If the authority claims of Roman Catholicism have truly been set forth since the first century, then why do we fail to see the establishment of the Papal office in Scripture? Where do we find the necessity of an infallible interpreter, or Rome as being our global headquarters? Why is it that so many doctrines taught by the Roman Catholic Church either contradict the in teachings of the Bible, or cannot be found in its pages? How come the Jewish church of the Old Testament was never led by an infallible hierarchy?

If the Bible was a "Catholic Book", then why do we have so many conversion testimonies to Protestant Christianity as a result of directly reading the Bible? Why is it that people usually convert to Roman Catholicism because of having poorly developed theology, emotional distress, attractions to the beauty of Catholic Churches, wanting a marital partner of the opposite sex, or indifference to spirituality? How are such conversions any different than conversions to Islam or Mormonism? If the Bible was a "Catholic book", then why are there so many reputable non-Catholic church historians and Bible scholars?
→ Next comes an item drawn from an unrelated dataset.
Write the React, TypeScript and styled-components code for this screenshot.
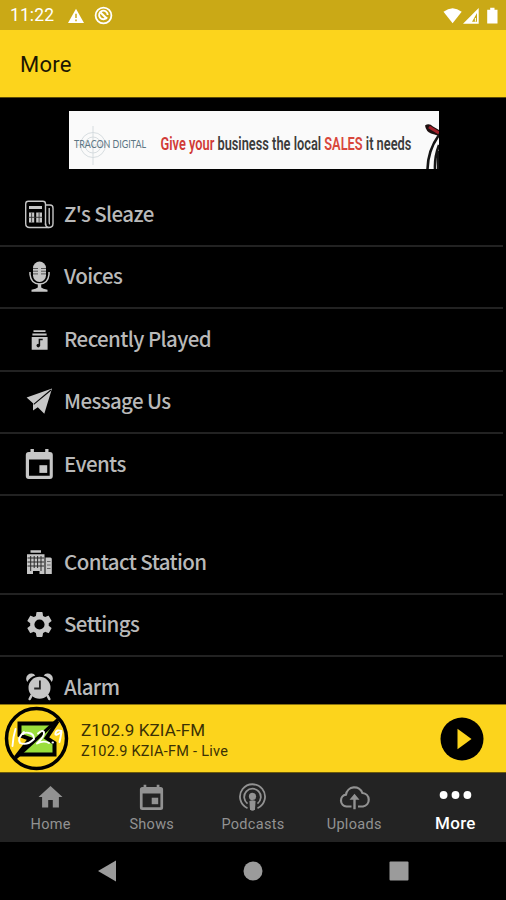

If the Bible was a "Catholic Book", then why do Catholic apologists usually cite uninspired writings from much later centuries to establish the validity of their unbiblical doctrines? Surely, the Roman Catholics would be pointing us directly to the Scriptures to substantiate their doctrines, if they themselves were confident of their doctrines being biblical! Neither would the Pope be making such a big fuss over the issue of "private interpretation", if the Catholic hierarchy had nothing to hide from its members. Furthermore, it is a circular appeal to use the Bible to prove the church and the church to prove the Bible.

Glenn E. Chatfield said...

We haven't even gotten to the Catholic Church yet! That is upcoming.

Anonymous said...

Glenn,
I do not always agree with everything you post (most of it I do, but a few things I don´t), but this was very good and thank you, brother.